7:00 PM, November 14



Israeli Film Festival: The Dreamers; Shalom
Syracuse International Film Festival

Jewish Community Center
5655 Thompson Rd., Dewitt

The Dreamers (Efrat Shalom Danon, 57 minutes, documentary)
Orthodox teacher and wigmaker, Ruchama and Tikva, embark on a journey to fulfill their dream of making movies within the closed society in which they live. Ruchama is writing and producing her first film while Tikva prepares for her first acting role. Like other Orthodox women who in recent years have started making films for strictly female audiences, they feel a strong need to express themselves despite strict rabbinical censorship. The Dreamers delicately sketches the portrait of women trying to break new ground as artists in a patriarchal world. Will they find freedom in their art?

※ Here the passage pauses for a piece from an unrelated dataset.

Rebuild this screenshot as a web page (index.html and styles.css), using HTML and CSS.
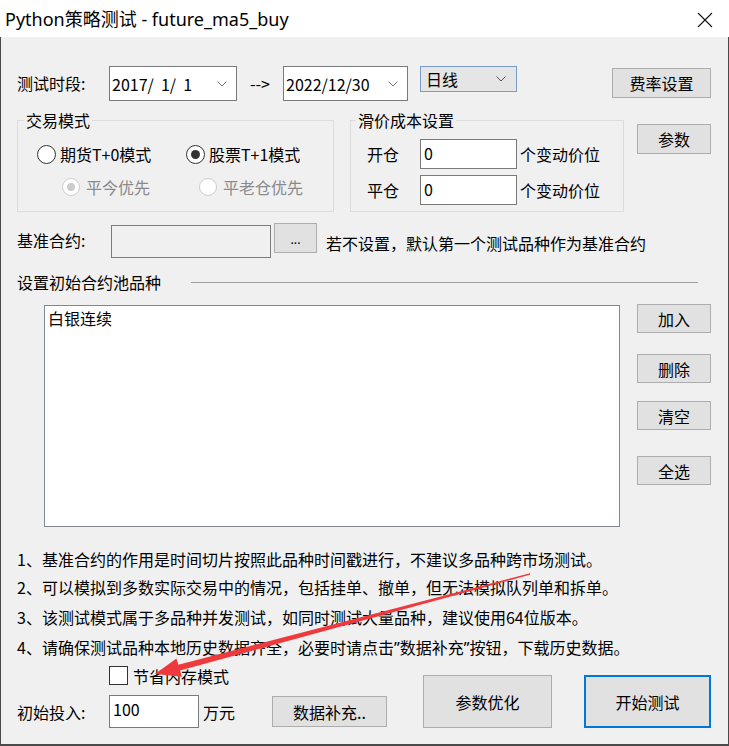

Shalom (Lee Gilat, 30 minutes, fiction)
In a small house on the outskirts of a large city, Meiro and Mali Mugrabi live with their three children: Tami, Racheli, and little Shalom, a 9-year-old autistic boy who can only say the word "shalom." While Mali reconciles with her fate and the mystery of a boy like Shalom, his father Meiro sees his son as a grave personal failure and knows no solace. The symbiotic relationship between Mali and Shalom draws Meiro away from his wife and makes him feel like a stranger in his own house. Meiro sees a bitter enemy in Shalom, the boy who has stolen his beloved wife from him. The family's fragile balance is upset when Mali takes a night job and Shalom is left alone with his father.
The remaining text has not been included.